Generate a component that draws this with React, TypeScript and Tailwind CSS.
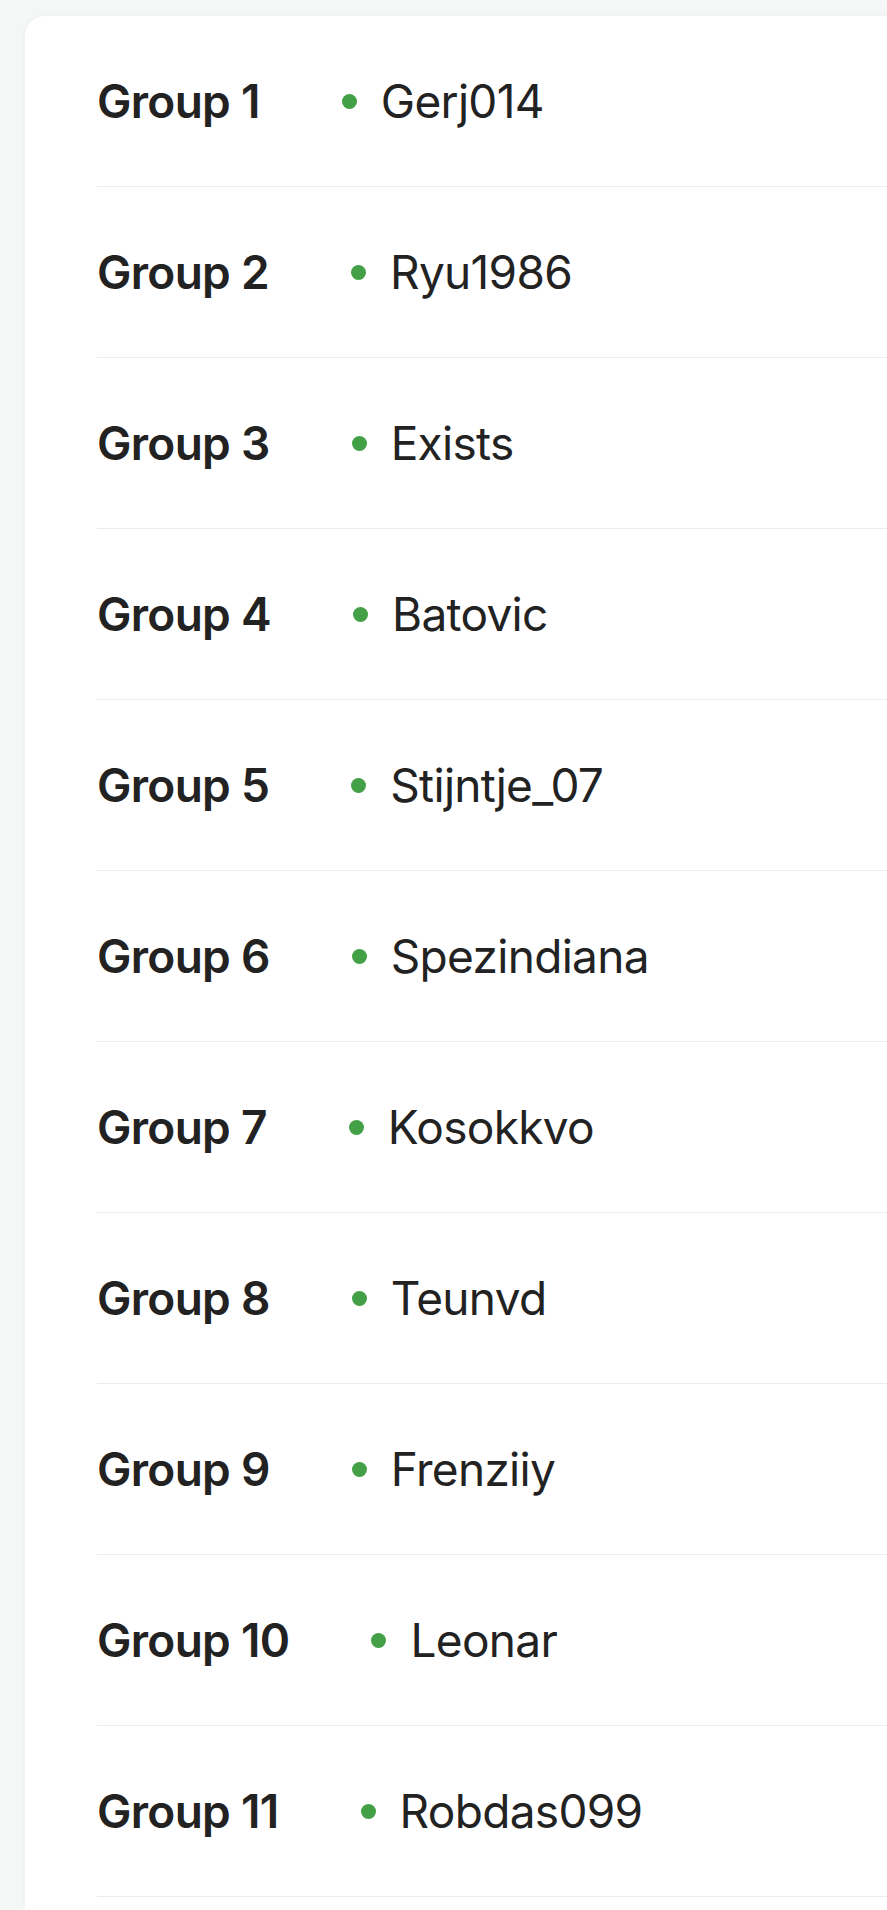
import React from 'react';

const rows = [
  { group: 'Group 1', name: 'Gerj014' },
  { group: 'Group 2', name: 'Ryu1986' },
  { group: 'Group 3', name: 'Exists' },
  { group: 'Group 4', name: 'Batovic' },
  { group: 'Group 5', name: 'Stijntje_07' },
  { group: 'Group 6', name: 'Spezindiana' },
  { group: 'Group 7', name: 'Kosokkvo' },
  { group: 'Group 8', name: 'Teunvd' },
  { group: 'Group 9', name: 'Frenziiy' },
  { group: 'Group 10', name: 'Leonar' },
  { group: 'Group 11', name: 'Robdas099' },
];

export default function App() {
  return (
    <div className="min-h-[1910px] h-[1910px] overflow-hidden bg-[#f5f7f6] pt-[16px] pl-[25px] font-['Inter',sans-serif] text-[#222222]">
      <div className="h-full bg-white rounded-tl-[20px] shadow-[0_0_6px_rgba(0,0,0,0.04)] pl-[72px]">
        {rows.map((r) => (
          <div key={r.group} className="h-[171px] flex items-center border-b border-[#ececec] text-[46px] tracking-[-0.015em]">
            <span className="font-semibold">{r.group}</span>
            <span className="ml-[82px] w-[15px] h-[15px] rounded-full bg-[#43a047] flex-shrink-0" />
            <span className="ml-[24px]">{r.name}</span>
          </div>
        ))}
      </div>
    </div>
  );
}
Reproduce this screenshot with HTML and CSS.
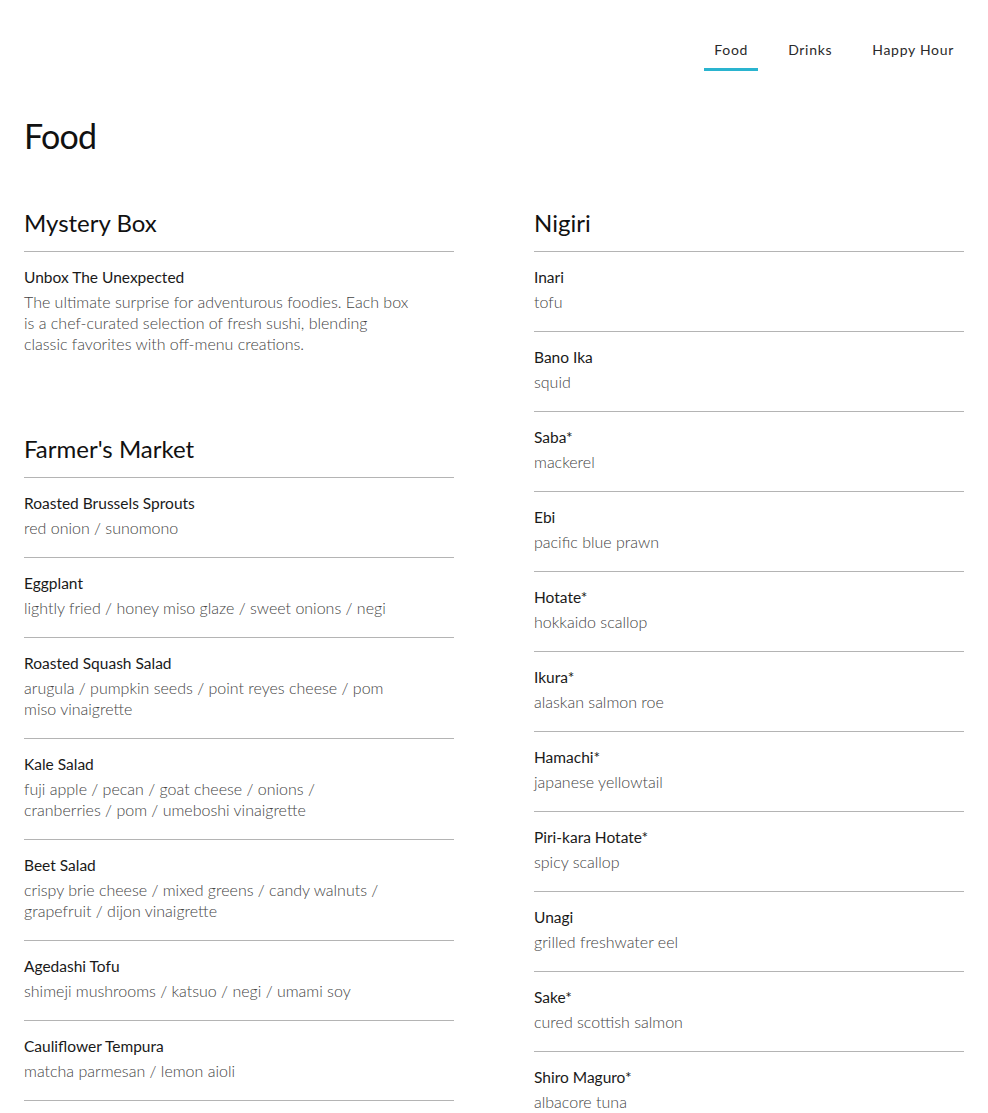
--- --- ---
What the task asks: Omit the pictures. Transcribe every record exactly.

Task response:
Generate a component that draws this with React, TypeScript and Tailwind CSS.
import React from 'react';

const rows = [
  { group: 'Group 1', name: 'Gerj014' },
  { group: 'Group 2', name: 'Ryu1986' },
  { group: 'Group 3', name: 'Exists' },
  { group: 'Group 4', name: 'Batovic' },
  { group: 'Group 5', name: 'Stijntje_07' },
  { group: 'Group 6', name: 'Spezindiana' },
  { group: 'Group 7', name: 'Kosokkvo' },
  { group: 'Group 8', name: 'Teunvd' },
  { group: 'Group 9', name: 'Frenziiy' },
  { group: 'Group 10', name: 'Leonar' },
  { group: 'Group 11', name: 'Robdas099' },
];

export default function App() {
  return (
    <div className="min-h-[1910px] h-[1910px] overflow-hidden bg-[#f5f7f6] pt-[16px] pl-[25px] font-['Inter',sans-serif] text-[#222222]">
      <div className="h-full bg-white rounded-tl-[20px] shadow-[0_0_6px_rgba(0,0,0,0.04)] pl-[72px]">
        {rows.map((r) => (
          <div key={r.group} className="h-[171px] flex items-center border-b border-[#ececec] text-[46px] tracking-[-0.015em]">
            <span className="font-semibold">{r.group}</span>
            <span className="ml-[82px] w-[15px] h-[15px] rounded-full bg-[#43a047] flex-shrink-0" />
            <span className="ml-[24px]">{r.name}</span>
          </div>
        ))}
      </div>
    </div>
  );
}
Reproduce this screenshot with HTML and CSS.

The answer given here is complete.